Ma come finanziare questo nuovo corso? “Oggi sia Milano che la Lombardia attingono dallo stesso serbatoio, per l’edilizia residenziale pubblica, per i servizi, dentro a questo imbuto finanziario. Mentre tutte e due devono poter correre. Oggi il 60 per cento delle risorse per il trasporto pubblico vanno a Milano e Monza, penalizzando le altre province lombarde. Occorre studiare una legge speciale per Milano che definisca regole finanziarie con un percorso autonomo rispetto al resto della Lombardia”. E’ possibile che quel gigante economico che è la Lombardia diventi anche gigante politico?, si domanda Del Bono: “Serve il gioco di squadra, altrimenti diventa un danno per tutti. Purtroppo la Lombardia ha lo stesso tasso di crescita (0,5 per cento) dell’Italia, mentre storicamente la nostra regione cresceva due o tre volte il Pil italiano. Vogliamo far ripartire questo territorio”, conclude l’esponente Pd.
Dall’altro lato, stesse aperture: “Sono assolutamente d’accordo sulla legge speciale per Milano: come è stata fatta per Roma deve essere fatta anche per la nostra città – ci spiega Giulio Gallera, già assessore regionale al Welfare, anima liberal di Forza Italia – perché Milano è una delle capitali del mondo, ha investitori che arrivano da tutto il mondo e l’hanno scelta per le sue potenzialità. Milano ha bisogno di regole più veloci anche per lo sviluppo urbanistico e dunque serve una legislazione speciale per consentire al comune di decidere le normative a seconda delle esigenze che si sviluppano”. Un’occasione anche per la città metropolitana? “E’ chiaro che questa scelta andrebbe inquadrata nello sviluppo della grande Milano, come accade in tutto il mondo. Si tratta di una opportunità che va colta”. Un’ipotesi di lavoro trasversale. Però, spiega Gallera, non è accettabile essere d’accordo sulla legge speciale per Milano e contrastare l’autonomia regionale differenziata, come fa la sinistra. “Chi non è trasversale su questo è la sinistra. Noi siamo coerenti e puntiamo su entrambe gli obiettivi”.
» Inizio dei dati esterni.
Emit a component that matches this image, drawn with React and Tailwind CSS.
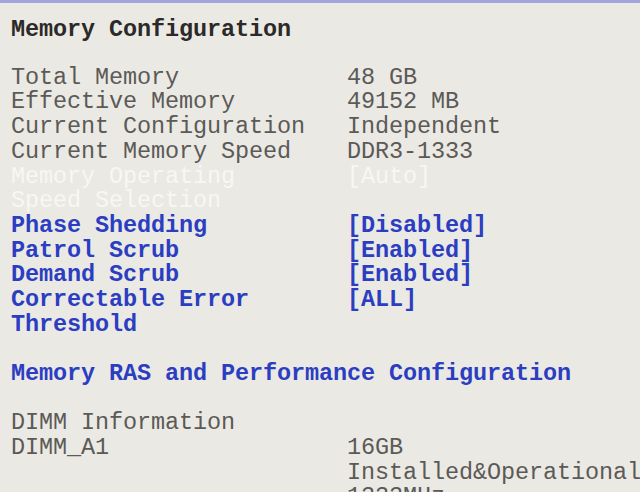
import React from "react";

const rows = [
  { label: "Total Memory", value: "48 GB", kind: "info" },
  { label: "Effective Memory", value: "49152 MB", kind: "info" },
  { label: "Current Configuration", value: "Independent", kind: "info" },
  { label: "Current Memory Speed", value: "DDR3-1333", kind: "info" },
  { label: "Memory Operating", value: "[Auto]", kind: "off" },
  { label: "Speed Selection", value: "", kind: "off" },
  { label: "Phase Shedding", value: "[Disabled]", kind: "opt" },
  { label: "Patrol Scrub", value: "[Enabled]", kind: "opt" },
  { label: "Demand Scrub", value: "[Enabled]", kind: "opt" },
  { label: "Correctable Error", value: "[ALL]", kind: "opt" },
  { label: "Threshold", value: "", kind: "opt" },
];

const colors = {
  info: "text-[#5b5a57]",
  off: "text-[#f8f7f4]",
  opt: "text-[#2b3ec2] font-bold",
};

function Row({ label, value, kind }) {
  return (
    <div className={"grid grid-cols-[336px_1fr] h-[24.7px] items-center whitespace-pre " + colors[kind]}>
      <span>{label}</span>
      <span>{value}</span>
    </div>
  );
}

export default function App() {
  return (
    <div className="w-[640px] h-[492px] overflow-hidden bg-[#ebe9e4] border-t-[3px] border-[#a3a3de] font-['Liberation_Mono',monospace] text-[23.5px] tracking-[-0.1px] leading-none pl-[11px] pt-[14px]">
      <div className="h-[24.7px] flex items-center font-bold text-[#2b2a28]">Memory Configuration</div>
      <div className="h-[23.5px]" />
      {rows.map((r) => (
        <Row key={r.label} {...r} />
      ))}
      <div className="h-[24.7px]" />
      <div className="h-[24.7px] flex items-center font-bold text-[#2b3ec2] whitespace-pre">
        Memory RAS and Performance Configuration
      </div>
      <div className="h-[24.7px]" />
      <Row label="DIMM Information" value="" kind="info" />
      <Row label="DIMM_A1" value="16GB" kind="info" />
      <Row label="" value="Installed&Operational" kind="info" />
      <Row label="" value="1333MHz" kind="info" />
    </div>
  );
}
Dunque qualcosa si muove e in Lombardia un certo spirito civico produce qualche risultato trasversale. Sul versante Sanità – anche se c’è molto da fare – in commissione è stata approvata all’unanimità la nuova figura professionale dell’assistente infermiere, che potrebbe integrare gli organici in sofferenza. Anche la raccolta di farmaci e la loro distribuzione a persone in forte difficoltà economica è stata accolta. Sul versante industriale è stata avviata la nuova disciplina per l’insediamento, sulle ex aree industriali, dei data center, con particolare attenzione al consumo di territorio e al dispendio di energia. Forse un assist che i giovani padani – dopo il successo della Lega in Veneto – interpretano come un viatico: “In Lombardia si continui con un’amministrazione a guida Lega, unico vero sindacato del territorio e punto di riferimento al Nord. I risultati del governo Fontana sono sotto gli occhi di tutti”. Meloni e La Russa sono avvisati.